Chicago Mayor Rahm Emanuel says the decision’s reasoning is financial. The Chicago Public Schools (CPS) system, which is the third largest in the nation and operates under the control of City Hall, faces a $1 billion budget deficit in the new fiscal year and that each closed school will save the district between $500,000 and $800,000.

“Our students cannot wait for us to put off these difficult decisions any longer…. This problem is not unique to Chicago, and like school systems where enrollment has dropped, we must make tough choices,” he said in a statement released Wednesday.

However, advocacy groups, the union, and academics agree that the metric the city is using to establish a need for consolidation is not accurate, and that the decline in enrollment is not as harsh as it insists. Last fall, for example, CPS officials ranked 330 schools as underutilized because of enrollment declines. Between 2000-2013, the city says it lost 145,000 students.

However, the school district’s own data show that enrollment in traditional schools dropped by far less, just 75,680 students, even as charter school enrollment skyrocketed. Including the charters, the data show, total CPS enrollment over the last 14 years fell by 28,289 students, or 7 percent.

An analysis of US Census data suggests that, while the population of children aged 5-19 dropped by 18 percent, the proportion of Chicago school-aged children enrolled in CPS has actually increased between 2000-2010, from 69 percent to 80 percent.

Jeanne Marie Olson, a CPS parent who launched Schoolcuts.org, a website that mines data to compare different schools within the city, says that population drops are not as severe as the city suggests and its argument is a “red herring” for its push for more charter schools, some of which are newly open in the same neighborhoods in which the city is expected to shutter traditional schools. Indeed, CPS officials announced last year plans to open at least 17 more new charter schools by next fall.

“In certain communities, even though enrollment was declining, the district was still opening up charter schools, diluting the student population” from traditional schools, Ms.
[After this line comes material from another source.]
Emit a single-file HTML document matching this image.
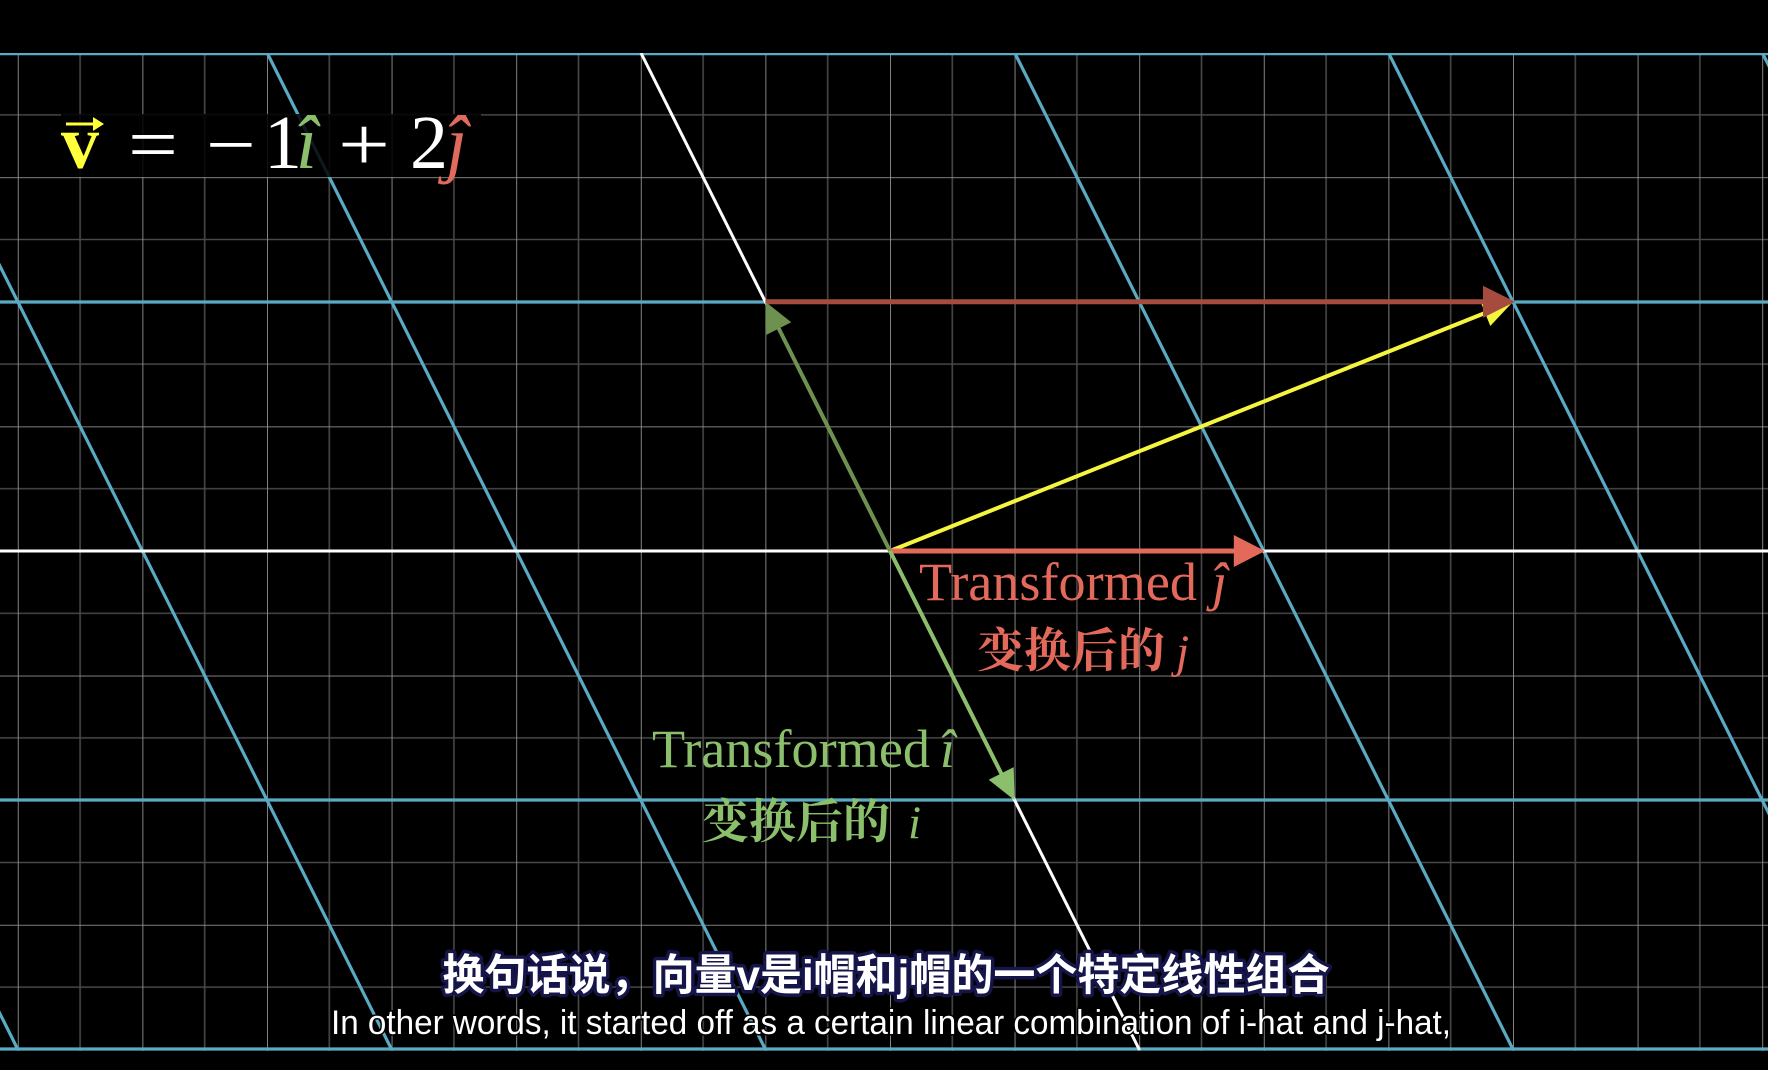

Olson says.

Another misleading statistic, she says, involves schools that specialize in special education programs. Because teaching autistic children requires having fewer students in a classroom, the schools are targeted for closure because they are deemed not utilized to capacity. The Chicago Sun-Times reported Thursday that several of the schools slated for closure serve special education students.

“The formula [CPS has] to calculate which schools are at capacity or underutilized has a few flaws,” she says.

A representative with CPS declined to comment for this article.

Closing such a high proportion of public schools is not necessarily following a nationwide trend, but some districts across the US have chosen to deal with recessionary pressures by cutting programs, personnel and operating costs, says Professor Tozer.

Chicago is choosing to take the most drastic measure to cut down its deficit because the dynamics of state funding for public education gives them no choice, he says. According to CPS, Chicago receives only 18.6 percent of total state aid despite serving 19.5 percent of its students. The district also serves 90 percent of the state’s low-income students, but receives a disproportionately low amount of aid designated for that population.

“It cannot be overlooked that the city of Chicago is being forced by the inequality of funding in the state of Illinois. If CPS had a per-pupil funding that matched those in the upper quintile of the state, we wouldn’t have the budget deficit that would be forcing these closings in the first place,” Tozer says.

A factor deeply embedded in the debate over the closings is race: The majority of students in CPS are either black or Hispanic, and the Sun-Times reports that most of the schools targeted for closure are located on the far South and West sides of the city, which have been plagued by street violence. City homicides surpassed 500 last year, a four-year high; most were shooting deaths located in areas known for marginalized schools.

In a statement released late Thursday, Chicago Teachers Union President Karen Lewis called Emanuel “the murder mayor” and “cowardly” for scheduling the closures on the week of his vacation.

“He is murdering public services. Murdering our ability to maintain public sector jobs and now he has set his sights on our public schools,” she said, adding: “School closings will not save money and taxpayers will not see costs benefits in two years. Why? Because vibrant school communities will be quickly transformed into abandon buildings, neighborhood eyesores and public safety hazards.”

A rally and march organized by the union is scheduled in downtown Chicago next Wednesday.